Many American critics are worried that the Bush administration is focusing too much on the potential terrorist threat from Somalia at the expense of supporting economic development initiatives that could provide alternative ways of living for young men other than picking up a gun or dabbling in fundamentalist Islamic ideologies. Somalia experts and Somalis have also said there has not been enough substantial support for building a new government after 15 years without one.

“If the real problem is Somalia, then what have we done to change the situation inside Somalia?” asked Ted Dagne, the leading Africa analyst for the Congressional Research Service in Washington. “Are we funding schools, health care or helping establish an effective government?

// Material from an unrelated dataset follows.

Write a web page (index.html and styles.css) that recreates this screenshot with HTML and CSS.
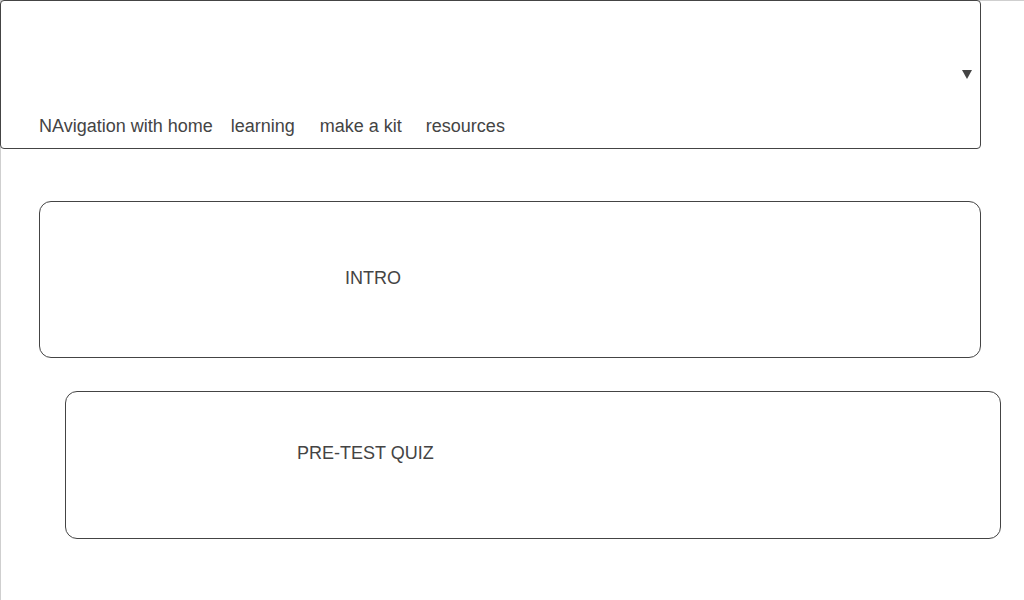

“We have a generation of Somali kids growing up without education and only knowing violence and poverty. Unless there is a change, these could become the next warlords out of necessity for survival. That’s perhaps the greatest threat we have yet to address.”

04 June 2006

1 Comments:

Blogger media concepts said...

I guess times don't really change. In the 1980's, under Ronald Reagan, George HW Bush and Donald Rumsfeld, the U.S. armed and backed Osama Bin Laden and the Mujehadeen in Afghanistan against the USSR. At the same time, they armed and backed Saddam Hussein against Iran. Their theory was "the enemy of my enemy is my friend." Apparently Bush, Cheney Rumsfeld are taking the same approach now. They have not learned the lesson that sometimes, the enemy of my enemy is a really bad guy too, and should not be my friend. The cost in U.S. lives, treasure and safety of backing and arming these types is incalcuably high, and is often realized within 10 years or so.